To fight corruption at every level requires a lot of patience and persistence. Also, there is a financial angle to be able to make repeated trips to the authorities which is why it makes it difficult for an ordinary farmer to fight the system. Most people prefer to just pay up and get the work done which seems logical under the circumstances.
Many dream of living a life driven by passion. But, not everyone manages to do that. What worked in your case?
In order to chase your dream and passion, I feel one needs the 5 C’s. Courage to leave the comfort zone you are in and look at new options. Commitment to put in 100% of your energy to chase your dream. Conviction that what you are planning to do is what you want. Co-operation from family and friends. Capital, you always need some money to start. I suppose in my case all the 5 C’s just came together, though obviously it is not easy as it sounds. There are a lot of doubts, difficulties and obstacles along the way and they have to be dealt with rationally and of course with patience and a belief that things take time. You are also up against every trying circumstances – that’s how people live in villages – bad roads, poor power supply, little access to decent health care. There are many things we take for granted in our cities. Nevertheless, you learn along the way from how they cope, and that has helped me a lot.
You became a true villager the day you started believing in the ‘curse’. Do you think there is some kind of a justification in the so-called superstitious practices in rural India?
I still do not believe in superstitions, and it was difficult for me to accept this of course. Yet, in the rural areas there are many such practices and cures for them. I do not have clear answers to whether the ‘curse’ did work or the mumbo jumbo of undoing it worked. I have just shared my experience and leave it to the readers to draw their own conclusions.
What do we need to survive in an Indian village, in case we decide to settle over there?
That depends on if you are merely ‘settling’ which I presume means living there, or if you are going to farm the land and trying to live off the produce. If you are growing most of your calorie requirement, the money needed to survive in a village is very less. Many people have settled in villages and find it quite a refreshing change, provided one is willing to deal with the situation as it comes.
What are your thoughts about the farmers who marched to Mumbai for their rights?
For decades, farmers have been battling erratic weather, high input costs and low returns in the country. Almost 50% of farming household are indebted and average family incomes of farmers nationally are Rs 6,000 odd a month, according to the government’s own data. In a situation where they are floundering without state support, they have everything to gain by a public show of strength. Farmers have been protesting in several states, and those are completely justified. At least these protests have brought the farmers’ plight into the mainstream, however briefly. But, it remains to be seen if it can move policy makers to do something to improve their condition.
How do you feel about the ‘fan mails’ you get on a regular basis? Do you remember any special encounter?
I do get a lot of mails, most of them either congratulating me or asking for advice on how to start a farm. It was really nice to get a mail from Nitish Raikar whose 11-year-old daughter Nidhi was reading the book and liking it.
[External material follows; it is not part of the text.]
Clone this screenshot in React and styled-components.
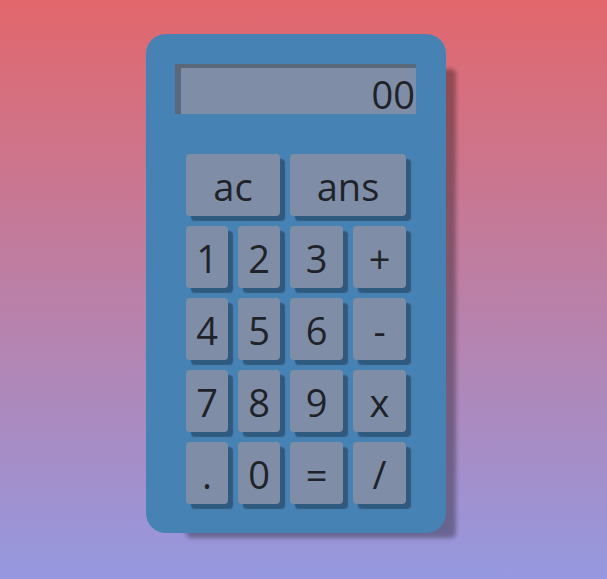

We do get a lot of visitors. But, a few days back, a 90-year-old Kanu Bhai with his son-in-law Mukesh and his retired teacher friend Jyoti landed up at the farm. They set out from Mumbai, with a vague idea where I lived, armed with just a copy of the Gujarati magazine Chitralekha that had carried a cover story on me. It was amazing that they got to the farm after searching for a few hours, showing people my pictures in the magazine along the way.
Where would you have been, if you did not have the courage to quit your job?
I would probably be in the senior management of some company, with a huge salary, living in the city, accumulating frequent flyer points, complaining of traffic snarls, tough clients, strict deadlines, tight budgets and poor increments.